La convivencia como batalla.
El realizador afincado en la Argentina consigue dar vueltas interesantes en torno de los estereotipos sociales. Apoyado en un elenco impecable, que encuentra el tono justo, desarrolla el curioso enfrentamiento entre un barrio privado y sus vecinos nudistas.
Si bien la imagen del mundo que proyecta Los decentes, segunda película del director austríaco radicado en la Argentina Lukas Valenta Rinner, puede resultar a priori un poco esquemática, también es cierto que consigue dar algunas vueltas más que interesantes en torno de unos cuantos estereotipos sociales clásicos. Giros que van ganando en intensidad a medida que el relato avanza, yendo del esperable juego de opuestos entre una familia cheta que vive en un country y su nueva mucama, hasta una coda absurda y sacada que incluye una actualización tan literal como bizarra del gastado concepto marxista de la lucha de clases.
Los decentes hace pie en una idea central que es retomada un par de veces a lo largo de la película. Se trata del viejo recurso de colocar a un individuo en un territorio extranjero del cual desconoce todas las reglas, y a partir de ahí dedicarse a sacarle el jugo a las fricciones que produce el choque cultural. Eso es lo que pasa cuando Belén acepta irse a trabajar como mucama con cama adentro a una casa en un barrio cerrado, donde se desempeñará al servicio de una señora paqueta y un poco tilinga (dos características que en la realidad suelen maridar con bastante frecuencia) que vive con un hijo joven que tiene una carrera como tenista semiprofesional.
La película comienza con la entrevista laboral a la que asisten varias chicas, entre ellas Belén, y ahí mismo queda claro que ella no encaja del todo en el patrón social de las candidatas. “Ahora tengo tiempo”, responde cuando la mujer que realiza la entrevista en estricto off le hace notar que, según su currículum, hace tiempo no trabaja en el servicio doméstico y que la búsqueda está orientada a alguien que pueda ocupar el puesto de forma permanente y no de manera temporal.

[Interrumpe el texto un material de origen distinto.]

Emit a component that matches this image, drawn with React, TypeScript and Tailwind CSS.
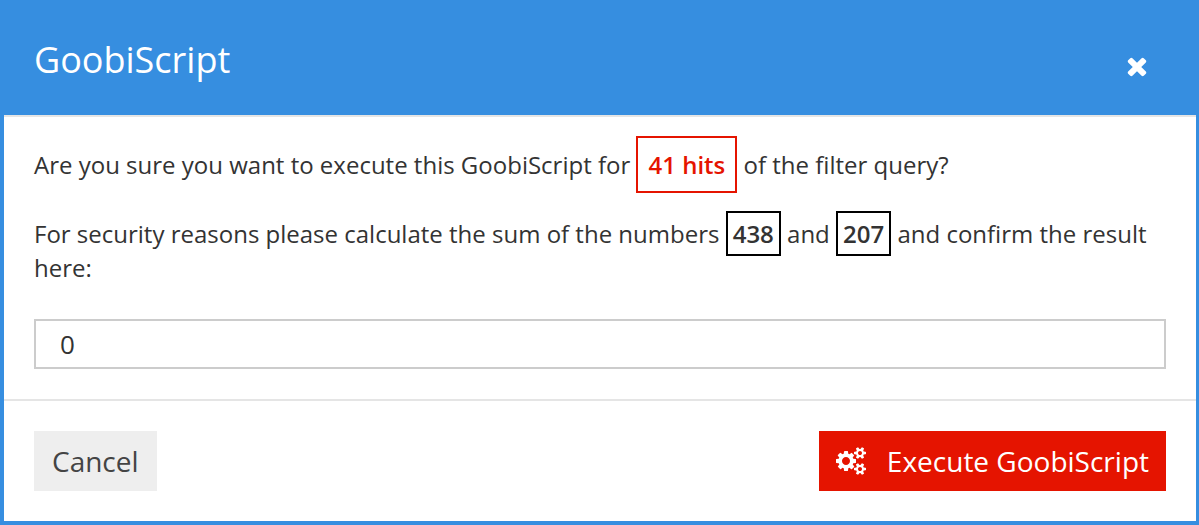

De ese breve diálogo se sirve el director para dejar entrever que quizá Belén sea una chica de clase media a la que la crisis ha empujado escaleras abajo, detalle que la convertiría en una especie de paria, tan extranjera en el mundo de sus patrones como en el de sus nuevos colegas de oficio. Con inteligencia la película no afirma ni niega: apenas presenta.
Belén debe educarse en las costumbres de su nuevo trabajo, que son las de sus patrones. Retraída, ella vive con incomodidad el vínculo con la posesiva dueña de casa y con su insoportable hijo Juani, especie de Gastón Gaudio de torneos intercountries que manifiesta dosis altas de resentimiento filial y violencia contenida. Hablar de ellos invariablemente lleva al elogio del elenco, integrado por actores provenientes sobre todo del teatro, capaces de moverse con comodidad entre los extremos de la tragedia y la farsa. Una primera mención para Iride Mockert, que anima a Belén con los recursos justos, haciendo que su transformación interna sea bien reconocible a partir de un lenguaje corporal tan minimalista como expresivo. Se trata además de su debut en cine. Andrea Strenitz carga con el papel de señora paqueta con el que provoca una mezcla de exasperación y pena. Su hijo Juani en cambio genera bronca y desprecio pero también gracia, en momentos de comedia siempre muy logrados. El papel está a cargo de Martin Shanly, quien además es uno de los guionistas de Los decentes y director de una de las mejores películas argentinas de los últimos años, la increíble Juana a los 12, en donde también realiza un impiadoso retrato de clase. A ellos se suma Mariano Sayavedra como un cándido guardia de seguridad enamorado de Belén.
El giro definitivo de la película se produce cuando Belén descubre que del otro lado del alambre perimetral del barrio privado vive una comunidad nudista. La curiosidad la empuja a vencer su timidez y de a poco se va colando en esa vida al otro lado, cuyas costumbres anacrónicas remiten invariablemente a los inicios del new age y el hipismo. Sólo un alambre electrificado separa a los habitantes del barrio privado, clásico exponente del menemismo, de esos vecinos volados, hedonistas y cultores del cuerpo. Se trata de los 90 contra los 70 y con inteligencia Valenta Rinner establece que el presente sea el campo de batalla en el que se enfrentarán. Belén se convierte en una pasajera en tránsito entre esos dos mundos ajenos que pronto la obligarán a tomar una decisión ética. Parcial y honesta, la película simplemente se dedica a seguirla y finalmente se queda del lado que ella elige, respetando su voluntad. Esa también es una decisión ética.